Pour quelles raisons, parmi les nombreuses pièces de cet auteur, avez-vous choisi de vous diriger vers Les Fausses Confidences ?
D. B. : Au-delà même de l’intérêt de cette pièce, Les Fausses Confidences est une œuvre dont la distribution a permis, au sein d’une saison 2009-2010 intitulée Compagnons, de réunir des comédiennes et des comédiens ayant déjà travaillé au Théâtre de la Commune dans d’autres projets – Pierre Arditi, Alexandre Aubry, Christian Bouillette, Jean-Yves Chatelais, Anouk Grinberg, Robert Plagnol, Isabelle Sadoyan et Marie Vialle. D’une certaine façon, la nature profonde du théâtre demande de montrer au public les différentes facettes des acteurs, demande de tisser avec eux une histoire à travers plusieurs souvenirs. Ainsi, sans en avoir les moyens, réunir sur le plateau du Théâtre de La Commune tous ces comédiens est une façon, peut-être pas de constituer une troupe, mais du moins de réunir une forme de famille. Avec cette famille, je vais essayer de créer un spectacle joyeux et rassembleur.
 
Comment appréhendez-vous la langue de Marivaux ?
D. B. : Je crois que dès lors que l’on se situe dans le sens des répliques, dans la pensée de ce qui est dit, on établit un rapport de justesse avec la langue de Marivaux. Tout se passe alors comme si cette langue devenait notre langue : une langue pleine de modernité, de fluidité, d’efficacité, une langue qui dégage quelque chose de concret, de très coupant, de saisissant. Une langue dont les acteurs doivent s’emparer en évacuant toute préoccupation de cohérence psychologique pour se donner entièrement au jeu. Les artifices mis en œuvre dans ce théâtre peuvent en effet très vite aboutir à une forme de coquetterie que l’on a appelé le marivaudage. Lorsqu’on aborde l’œuvre de Marivaux, le premier objectif à mettre en œuvre est d’échapper à cela.
 
Quel univers esthétique avez-vous imaginé pour Les Fausses Confidences ?
D. B. : Sans vouloir faire d’archéologie, je n’ai pas souhaité me priver du plaisir et de la beauté du XVIIIème siècle. Un plaisir et une beauté qui trouvent notamment des échos sur scène à travers des mises en perspectives d’œuvres de Watteau. J’ai élaboré une représentation qui s’appuie sur des possibilités de réalisme conçues comme des citations et non comme un environnement figuratif.
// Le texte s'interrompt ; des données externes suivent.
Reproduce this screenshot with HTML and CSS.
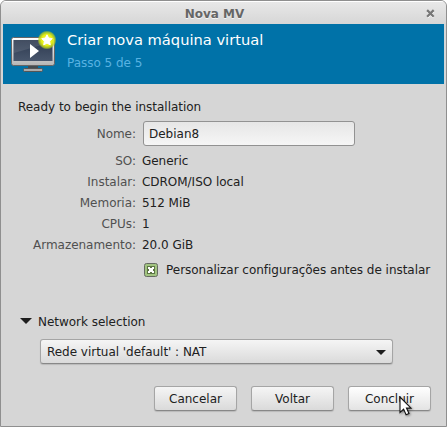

On est ainsi dans un théâtre qui donne l’illusion du réel tout en laissant surgir une dimension de féerie. Un théâtre que je voudrais faire sortir du simple jeu intellectuel, de la simple mécanique de l’esprit, pour donner naissance à un conte sensuel et amoureux.
 
Entretien réalisé par Manuel Piolat Soleymat


Les Fausses Confidences, de Marivaux ; mise en scène de Didier Bezace. Du 27 février au 2 avril 2010. Les mardis et jeudis à 19h30, les mercredis, vendredis et samedis à 20h30, les dimanches à 16h. Théâtre de la Commune, Centre dramatique national d’Aubervilliers, 2, rue Edouard Poisson, 93300 Aubervilliers. Réservations au 01 48 33 16 16.

Reprise du 9 au 15 avril 2010 au Théâtre de Saint-Quentin-en-Yvelines, du 20 au 24 avril à La Coursive – Scène nationale de La Rochelle, du 29 avril au 13 mai au Théâtre des Célestins à Lyon, du 18 au 28 mai à la MC2 de Grenoble, du 2 au 5 juin au Théâtre de la Criée à Marseille.